Real Example: Multi-Threading Success
Webinars bring in 5-40 engineers per session. Following up with each and every attendee leads to new opportunities, new initiatives, and value discovery. High-touch engagement across companies creates opportunity and resilience. When primary contacts leave or lose influence, multi-threaded relationships ensure deals survive.
6. Stakeholder Alignment System
Complex accounts become scalable when customers know who to contact for what, without everything flowing through the account executive.
Approach:
- Timing: Establish after relationship feels solid through periodic customer meetings and consistent engagement
- Formal documentation: Create governance structure mapping their organization to ours
- Leadership mapping: Connect their executives to our executives for strategic alignment
- Technical mapping: Connect their engineers/technical staff to our solution architects and pre-sales teams
- Support mapping: Connect their IT/operations to our support and implementation teams
- Goal: Transition from "me-to-director" relationship to "company-to-company" relationship
"Scalable accounts have clear escalation paths.
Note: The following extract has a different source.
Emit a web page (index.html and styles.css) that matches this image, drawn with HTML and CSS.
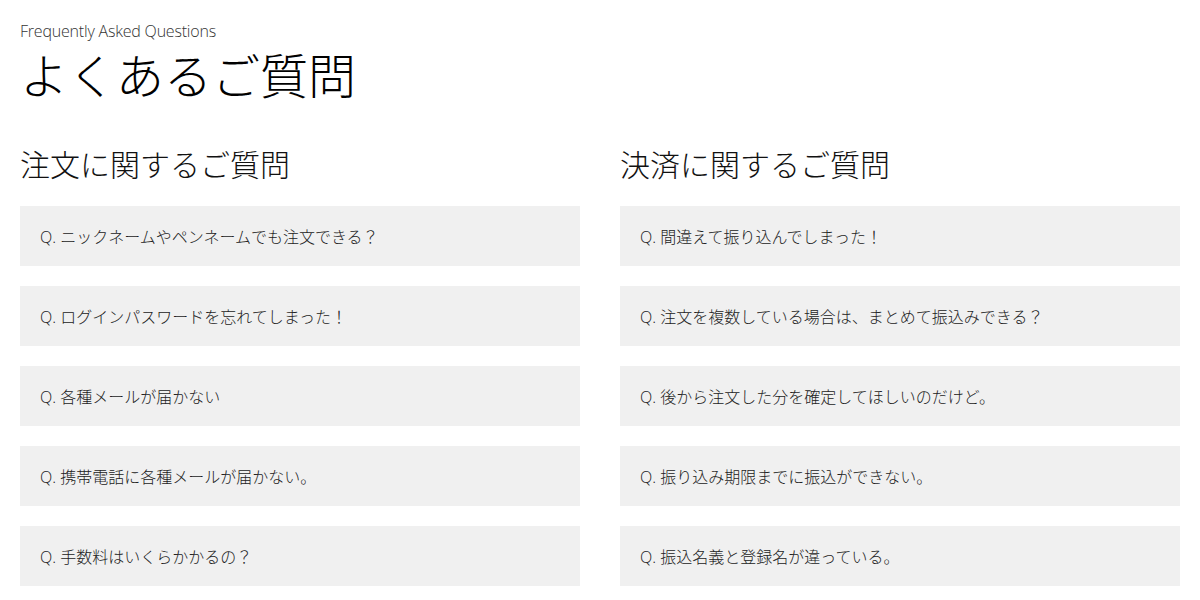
FILE: index.html
```html
<!DOCTYPE html>
<html lang="ja">
<head>
<meta charset="utf-8">
<title>よくあるご質問</title>
<link rel="stylesheet" href="styles.css">
</head>
<body>
<div class="page">
  <header class="head">
    <p class="eyebrow">Frequently Asked Questions</p>
    <h1 class="title">よくあるご質問</h1>
  </header>
  <div class="cols">
    <section class="col">
      <h2 class="sub">注文に関するご質問</h2>
      <ul class="list">
        <li class="item">Q. ニックネームやペンネームでも注文できる？</li>
        <li class="item">Q. ログインパスワードを忘れてしまった！</li>
        <li class="item">Q. 各種メールが届かない</li>
        <li class="item">Q. 携帯電話に各種メールが届かない。</li>
        <li class="item">Q. 手数料はいくらかかるの？</li>
      </ul>
    </section>
    <section class="col">
      <h2 class="sub">決済に関するご質問</h2>
      <ul class="list">
        <li class="item">Q. 間違えて振り込んでしまった！</li>
        <li class="item">Q. 注文を複数している場合は、まとめて振込みできる？</li>
        <li class="item">Q. 後から注文した分を確定してほしいのだけど。</li>
        <li class="item">Q. 振り込み期限までに振込ができない。</li>
        <li class="item">Q. 振込名義と登録名が違っている。</li>
      </ul>
    </section>
  </div>
</div>
</body>
</html>
```
FILE: styles.css
```css
* { box-sizing: border-box; }
html, body { margin: 0; padding: 0; background: #fff; }
body {
  font-family: "Open Sans", "Noto Sans CJK JP", sans-serif;
  color: #222;
}
.page { padding: 21px 20px 0; }
.head { display: flex; flex-direction: column; }
.eyebrow {
  margin: 0;
  font-size: 16px;
  font-weight: 300;
  line-height: 20px;
  letter-spacing: -0.2px;
  color: #333;
}
.title {
  margin: 0;
  font-size: 48px;
  font-weight: 300;
  line-height: 64px;
  color: #000;
  font-family: "Noto Sans CJK JP", sans-serif;
}
.cols {
  margin-top: 36px;
  display: grid;
  grid-template-columns: 1fr 1fr;
  column-gap: 40px;
}
.sub {
  margin: 0 0 21px;
  font-size: 30px;
  font-weight: 300;
  line-height: 44px;
  color: #111;
  font-family: "Noto Sans CJK JP", sans-serif;
}
.list {
  list-style: none;
  margin: 0;
  padding: 0;
  display: flex;
  flex-direction: column;
  gap: 20px;
}
.item {
  height: 60px;
  display: flex;
  align-items: center;
  padding: 0 20px;
  background: #f0f0f0;
  font-size: 16px;
  font-weight: 300;
  color: #222;
}
```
If I'm the only contact point, I'm the bottleneck."
Real Example: Account Governance Structure
At PACCAR, one of our largest accounts locked into a 3-year deal, I created formal governance document mapping stakeholders to appropriate internal resources: their engineering leads to our solution architects, their IT team to our support, their procurement to our contracts team. This freed me from operational coordination to focus on strategic opportunities and quota-driving activities while maintaining account health.